LATEST figures show that ‘super-gonorrhoea’ is on the rise amid an increase in antibiotic resistance.
Cases of gonorrhoea in England rose by 22 per cent in one year, to almost 45,000 diagnoses in 2017. Public Health England consultant microbiologist Dr Helen Fifer, predictably, said that ‘the best way to protect yourself is to always use condoms with new and casual partners’.
In this age when ‘new and casual partners’ are available on the internet at the swipe of a finger, condom use is the only ‘behavioural change’ recommended as official policy.
By now it should be painfully obvious that condoms are not the solution to this problem, but part of it, acting like a car seat belt that encourages drivers to go faster without paying attention to the road – and most importantly, doesn’t always work when most needed.
But while sexual greed is treated as a matter of consumer choice, by contrast obesity is treated as a problem of greed.
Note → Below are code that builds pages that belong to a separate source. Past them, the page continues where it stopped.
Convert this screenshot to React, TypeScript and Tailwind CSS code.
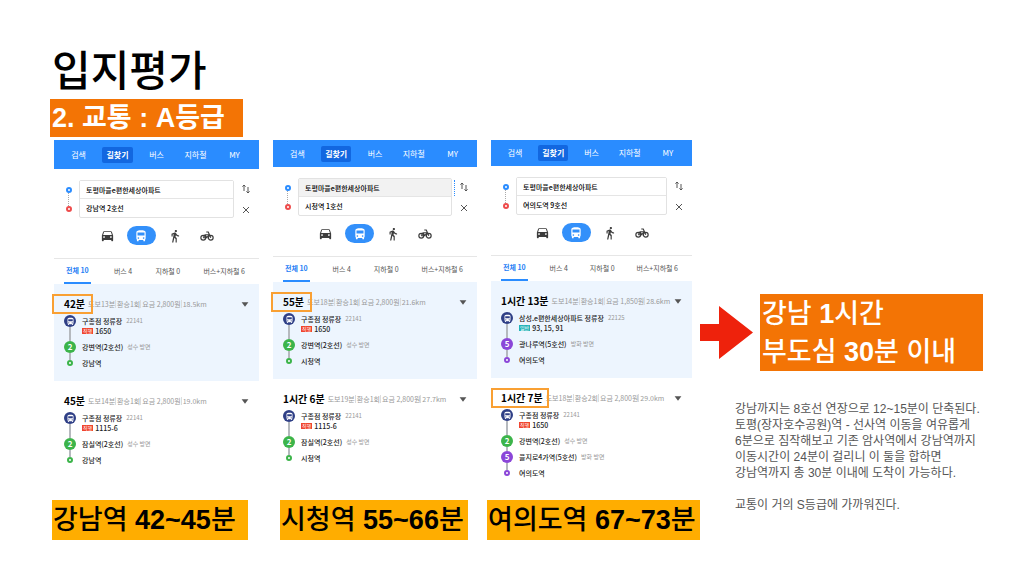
import React from "react";
import {
  MdDirectionsBus,
  MdDirectionsCar,
  MdDirectionsWalk,
} from "react-icons/md";

type Stop = {
  kind: "bus" | "line2" | "line5" | "end2" | "end5";
  name: string;
  note?: string;
  badge?: "직행" | "일반";
  routes?: string;
};

type Route = {
  time: string;
  facts: string[];
  stops: Stop[];
  mark?: string;
};

type Search = {
  id: string;
  to: string;
  header: string;
  focused?: boolean;
  routes: Route[];
};

const busStop = (routes: string): Stop => ({
  kind: "bus",
  name: "구종점 정류장",
  note: "22141",
  badge: "직행",
  routes,
});

const searches: Search[] = [
  {
    id: "gangnam",
    to: "강남역 2호선",
    header: "h-[29px]",
    routes: [
      {
        time: "42분",
        facts: ["도보13분", "환승1회", "요금 2,800원", "18.5km"],
        mark: "-left-0.5 w-[41px]",
        stops: [
          busStop("1650"),
          { kind: "line2", name: "강변역(2호선)", note: "성수 방면" },
          { kind: "end2", name: "강남역" },
        ],
      },
      {
        time: "45분",
        facts: ["도보14분", "환승1회", "요금 2,800원", "19.0km"],
        stops: [
          busStop("1115-6"),
          { kind: "line2", name: "잠실역(2호선)", note: "성수 방면" },
          { kind: "end2", name: "강남역" },
        ],
      },
    ],
  },
  {
    id: "cityhall",
    to: "시청역 1호선",
    header: "h-[27px]",
    focused: true,
    routes: [
      {
        time: "55분",
        facts: ["도보18분", "환승1회", "요금 2,800원", "21.6km"],
        mark: "-left-0.5 w-[41px]",
        stops: [
          busStop("1650"),
          { kind: "line2", name: "강변역(2호선)", note: "성수 방면" },
          { kind: "end2", name: "시청역" },
        ],
      },
      {
        time: "1시간 6분",
        facts: ["도보19분", "환승1회", "요금 2,800원", "27.7km"],
        stops: [
          busStop("1115-6"),
          { kind: "line2", name: "잠실역(2호선)", note: "성수 방면" },
          { kind: "end2", name: "시청역" },
        ],
      },
    ],
  },
  {
    id: "yeouido",
    to: "여의도역 9호선",
    header: "h-[26px]",
    routes: [
      {
        time: "1시간 13분",
        facts: ["도보14분", "환승1회", "요금 1,850원", "28.6km"],
        stops: [
          {
            kind: "bus",
            name: "삼성.e편한세상아파트 정류장",
            note: "22125",
            badge: "일반",
            routes: "93, 15, 91",
          },
          { kind: "line5", name: "광나루역(5호선)", note: "방화 방면" },
          { kind: "end5", name: "여의도역" },
        ],
      },
      {
        time: "1시간 7분",
        facts: ["도보18분", "환승2회", "요금 2,800원", "29.0km"],
        mark: "left-0 w-[58px]",
        stops: [
          busStop("1650"),
          { kind: "line2", name: "강변역(2호선)", note: "성수 방면" },
          { kind: "line5", name: "을지로4가역(5호선)", note: "방화 방면" },
          { kind: "end5", name: "여의도역" },
        ],
      },
    ],
  },
];

const circle =
  "flex size-3 shrink-0 items-center justify-center rounded-full text-[8px] leading-none font-bold text-white";

function StopIcon({ kind }: { kind: Stop["kind"] }) {
  if (kind === "bus")
    return (
      <span className={`${circle} bg-[#2f3f86]`}>
        <MdDirectionsBus size={9} />
      </span>
    );
  if (kind === "line2") return <span className={`${circle} bg-[#3cb44a]`}>2</span>;
  if (kind === "line5") return <span className={`${circle} bg-[#8b46d8]`}>5</span>;
  return (
    <>
      <span className="h-[3px] w-0.5 bg-[#b5b9be]" />
      <span
        className={
          kind === "end2"
            ? "size-1.5 rounded-full border-2 border-[#3cb44a] bg-white"
            : "size-1.5 rounded-full border-2 border-[#8b46d8] bg-white"
        }
      />
    </>
  );
}

function StopRow({ stop }: { stop: Stop }) {
  const isEnd = stop.kind === "end2" || stop.kind === "end5";
  const height = stop.kind === "bus" ? "h-[26px]" : isEnd ? "h-3" : "h-4";
  return (
    <li className={`flex gap-1.5 ${height}`}>
      <span className="flex w-3 flex-col items-center">
        <StopIcon kind={stop.kind} />
        {!isEnd && <span className="w-0.5 flex-1 bg-[#b5b9be]" />}
      </span>
      <div className="whitespace-nowrap text-[7px] leading-3 text-[#222]">
        <p className="flex items-center gap-1">
          <span className="font-medium">{stop.name}</span>
          {stop.note && <span className="text-[6px] text-[#999]">{stop.note}</span>}
        </p>
        {stop.routes && (
          <p className="flex items-center gap-0.5 leading-[8px]">
            <span
              className={
                stop.badge === "직행"
                  ? "bg-[#f0452e] px-px text-[5px] leading-[6px] text-white"
                  : "bg-[#22b3b8] px-px text-[5px] leading-[6px] text-white"
              }
            >
              {stop.badge}
            </span>
            <span className="font-medium">{stop.routes}</span>
          </p>
        )}
      </div>
    </li>
  );
}

function RouteCard({ route, active }: { route: Route; active: boolean }) {
  return (
    <article
      className={`relative pt-3 pr-2.5 pb-3 pl-2.5 ${active ? "bg-[#edf5fe]" : "bg-white"}`}
    >
      <div className="flex h-4 items-center gap-0.5 whitespace-nowrap">
        <h3 className="text-[10px] leading-4 font-bold text-black">{route.time}</h3>
        <ul className="flex divide-x divide-[#ddd] text-[7px] leading-2 text-[#999]">
          {route.facts.map((fact) => (
            <li key={fact} className="pl-px">
              {fact}
            </li>
          ))}
        </ul>
        <button type="button" aria-label={`${route.time} 상세`} className="ml-auto">
          <svg viewBox="0 0 8 5" className="h-[5px] w-2 fill-[#555]">
            <path d="M.6.3h6.8L4 4.7z" />
          </svg>
        </button>
      </div>
      <ul className="mt-[3px]">
        {route.stops.map((stop) => (
          <StopRow key={stop.name} stop={stop} />
        ))}
      </ul>
      {route.mark && (
        <span
          className={`absolute top-[10px] h-5 border-2 border-[#f9a033] ${route.mark}`}
        />
      )}
    </article>
  );
}

function Marker({ className }: { className: string }) {
  return <span className={`size-1.5 rounded-full border-2 bg-white ${className}`} />;
}

function Phone({ search }: { search: Search }) {
  const field = "h-[18px] w-full min-w-0 px-1.5 text-[7px] font-medium text-black outline-none";
  return (
    <section className="min-w-0 bg-white">
      <nav
        className={`grid grid-cols-5 items-center justify-items-center bg-[#2a8cff] px-[5px] text-[8px] text-white ${search.header}`}
      >
        <a href="#search">검색</a>
        <a href="#route" className="rounded-xs bg-[#1267e0] px-1 leading-4 font-bold">
          길찾기
        </a>
        <a href="#bus">버스</a>
        <a href="#subway">지하철</a>
        <a href="#my">MY</a>
      </nav>
      <form className="flex pt-[11px] pr-2">
        <div className="flex w-[25px] flex-col items-center pt-[7px] pl-1">
          <Marker className="border-[#2a8cff]" />
          <span className="h-[13px] border-l border-dotted border-[#aaa]" />
          <Marker className="border-[#ee4b4b]" />
        </div>
        <div className="min-w-0 flex-1 divide-y divide-[#e5e5e5] rounded-xs border border-[#e2e2e2]">
          <input
            aria-label="출발지"
            defaultValue="토평마을e편한세상아파트"
            className={`${field} block ${search.focused ? "bg-[#f2f2f2]" : "bg-white"}`}
          />
          <input aria-label="도착지" defaultValue={search.to} className={`${field} block`} />
        </div>
        <div
          className={`my-0.5 h-4 w-[3px] border-r border-dotted ${search.focused ? "border-[#2a8cff]" : "border-transparent"}`}
        />
        <div className="flex w-[14px] flex-col items-end justify-between py-1 pr-px">
          <button type="button" aria-label="출발지와 도착지 바꾸기">
            <svg viewBox="0 0 8 10" className="h-2.5 w-2 fill-none stroke-[#555]">
              <path d="M2 7V1M.4 2.6L2 1l1.6 1.6M6 3v6M4.4 7.4L6 9l1.6-1.6" />
            </svg>
          </button>
          <button type="button" aria-label="지우기">
            <svg viewBox="0 0 8 8" className="size-2 fill-none stroke-[#555]">
              <path d="M1 1l6 6M7 1L1 7" />
            </svg>
          </button>
        </div>
      </form>
      <div className="mt-2 mb-[13px] flex h-[19px] items-center justify-center gap-3 text-[#3c3c3c]">
        <button type="button" aria-label="자동차">
          <MdDirectionsCar size={15} />
        </button>
        <button
          type="button"
          aria-label="대중교통"
          className="flex h-[19px] w-[29px] items-center justify-center rounded-full bg-[#3390fa] text-white"
        >
          <MdDirectionsBus size={14} />
        </button>
        <button type="button" aria-label="도보" className="mr-1.5">
          <MdDirectionsWalk size={14} />
        </button>
        <button type="button" aria-label="자전거">
          <svg viewBox="0 0 28 20" className="h-2.5 w-3.5 fill-none stroke-current stroke-[2.4]">
            <circle cx="6.500" cy="13.500" r="4.800" />
            <circle cx="21.500" cy="13.500" r="4.800" />
            <path d="M6.500 13.500L10 7.500h8M13.500 13.500L18 7.500M6.500 13.500h7L10 7.500M21.500 13.500L16.500 2H12.500" />
          </svg>
        </button>
      </div>
      <div className="flex h-[26px] items-stretch justify-between border-t border-[#e6e6e6] pr-3.5 pl-2.5 text-[7px] whitespace-nowrap text-[#555]">
        <button
          type="button"
          className="border-b-2 border-[#2a8cff] px-0.5 font-bold text-[#1f80f5]"
        >
          전체 10
        </button>
        <button type="button">버스 4</button>
        <button type="button">지하철 0</button>
        <button type="button">버스+지하철 6</button>
      </div>
      {search.routes.map((route, i) => (
        <RouteCard key={route.time} route={route} active={i === 0} />
      ))}
    </section>
  );
}

function Caption({ station, minutes, className }: { station: string; minutes: string; className: string }) {
  return (
    <p className={`bg-[#ffad00] pl-px text-[27px] leading-10 font-medium whitespace-nowrap text-black ${className}`}>
      {station} <b>{minutes}</b>분
    </p>
  );
}

export default function App() {
  return (
    <main className="flex min-h-screen bg-white pr-[31px] pl-[50px] font-['Liberation_Sans','Noto_Sans_CJK_KR',sans-serif]">
      <div className="min-w-0 flex-[650] pt-12">
        <h1 className="pl-0.5 text-[42px] leading-12 font-medium text-black">입지평가</h1>
        <h2 className="mt-[3px] w-[193px] bg-[#f37405] pl-0.5 text-[27px] leading-[38px] font-bold whitespace-nowrap text-white">
          2. 교통 : A등급
        </h2>
        <div className="mt-[3px] grid grid-cols-[205fr_204fr_201fr] items-start gap-3.5 pr-2 pl-1 font-['Noto_Sans_CJK_KR',sans-serif]">
          {searches.map((search) => (
            <Phone key={search.id} search={search} />
          ))}
        </div>
        <div className="mt-[9px] flex pl-0.5">
          <Caption station="강남역" minutes="42~45" className="mr-8 flex-[196]" />
          <Caption station="시청역" minutes="55~66" className="mr-[19px] flex-[188]" />
          <Caption station="여의도역" minutes="67~73" className="flex-[213]" />
        </div>
      </div>
      <aside className="min-w-0 flex-[283] pt-[294px]">
        <div className="flex items-center gap-[7px]">
          <svg viewBox="0 0 53 53" className="size-[53px] shrink-0 fill-[#ee220c]">
            <path d="M0 18h19V0l34 26.500L19 53V35H0z" />
          </svg>
          <p className="flex-1 bg-[#f37405] pt-px pl-0.5 text-[27px] leading-[38px] font-medium whitespace-nowrap text-white">
            강남 <b>1</b>시간
            <br />
            부도심 <b>30</b>분 이내
          </p>
        </div>
        <div className="mt-[30px] space-y-4 pl-[35px] text-[12px] leading-4 whitespace-nowrap text-[#555]">
          <p>
            강남까지는 8호선 연장으로 12~15분이 단축된다.
            <br />
            토평(장자호수공원)역 - 선사역 이동을 여유롭게
            <br />
            6분으로 짐작해보고 기존 암사역에서 강남역까지
            <br />
            이동시간이 24분이 걸리니 이 둘을 합하면
            <br />
            강남역까지 총 30분 이내에 도착이 가능하다.
          </p>
          <p>교통이 거의 S등급에 가까워진다.</p>
        </div>
      </aside>
    </main>
  );
}
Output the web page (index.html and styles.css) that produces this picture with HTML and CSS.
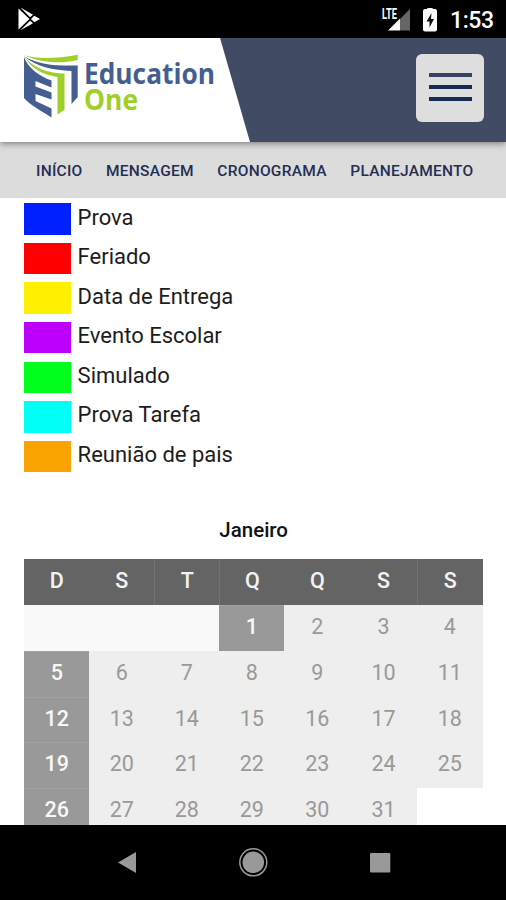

Over-eating results in health problems, and so does a promiscuous overindulgence in sex.
Nor is obesity only treated as an individual health problem, but as one that impacts everyone by constituting a drain on scarce health resources. It is even called an ‘epidemic’ although, unlike sexually transmitted diseases, obesity cannot be ‘caught’, even by intimate contact. Promiscuity, meanwhile, is treated as a private matter of individual choice, and no lectures on lifestyle changes are permitted, because that would be ‘judgemental’. It is even treated in sex education ‘lessons’ as normal and inevitable.
Yet like obesity, it can be a life or death issue. In fact if promiscuity continues unchecked, and antibiotics become useless, sexually transmitted diseases will once again become deadly.
Only then, perhaps, will public health advice on this issue mirror that regarding obesity, and recommend individual restraint and responsibility as the solution – simply avoid over-indulgence!